Tarkovsky for me is the greatest, the one who invented a
new language, true to the nature of film, as it captures life as
a reflection, life as a dream.
— Ingmar Bergman
This retrospective dedicated to Andrei Tarkovsky, the first in
Toronto since our last over a decade ago, marks the
seventieth anniversary of his birth. Featuring several new
and rare prints, the series offers an exceptional opportunity
to encounter a body of work celebrated for its gravity and
grandeur — one of the few that "leave us our freedom," in the
words of his admirer Chris Marker. Given the many requests
we have had for this retrospective, and the long
unavailability of Tarkovsky's films in this country, we have
scheduled several repeat screenings.
Andrei Tarkovsky (1932 - 1986) is generally considered the
greatest director of postwar Soviet cinema. Though his
spiritual and ecological concerns often lapse into
anti-rationalist cant, one cannot help but be transfixed and
shaken by the bewildering beauty of his films.

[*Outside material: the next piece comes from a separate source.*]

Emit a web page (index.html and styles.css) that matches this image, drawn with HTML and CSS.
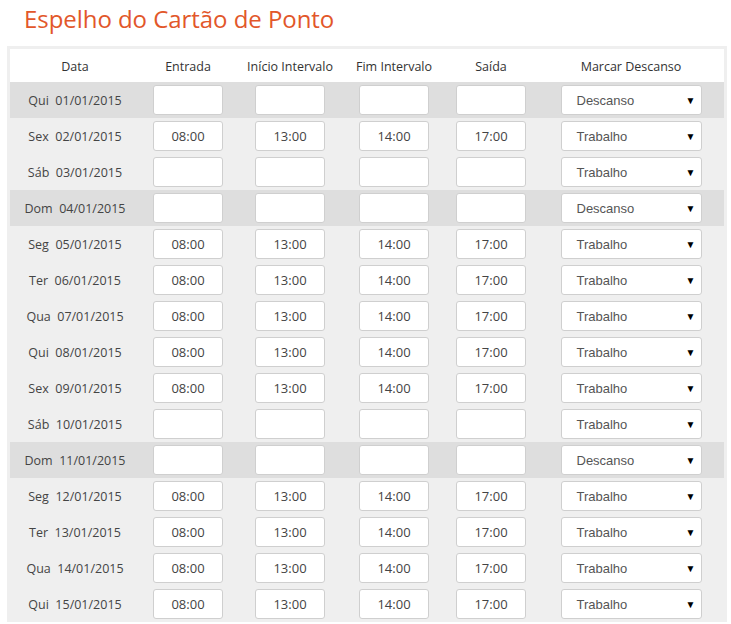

Simultaneously stark and sumptuous, elemental and
metaphysical, they place Tarkovsky alongside those he called
the "poet geniuses" of the cinema: Bresson, Mizoguchi,
Dovzhenko, Bergman, Antonioni. (He also esteemed
Kurosawa, Fellini, and Buñuel.)
Over two and a half decades, Tarkovsky made only seven
feature films — a canon more sparse than that of Robert
Bresson, the director Tarkovsky admired most . (He cited
Diary of a Country Priest as the greatest film he
had seen, and idealized the intractable austerity of Bresson's
style. Bresson returned the appreciation, serving on the board
of the Tarkovsky Institute in Paris until his death.)
Tarkovsky shared Bresson's themes — spiritual anguish, the
search for grace and oblivion, and the conflict between the
spiritual and the material, between faith and the barbarity of
the world. Both made the mystical or ineffable inhere in the
materiality of objects, colours, textures. Like Bresson's last
film, L'Argent, Tarkovsky's final work, The
Sacrifice, is a magisterial summation of his life's work,
a compendium of signature images, methods and themes.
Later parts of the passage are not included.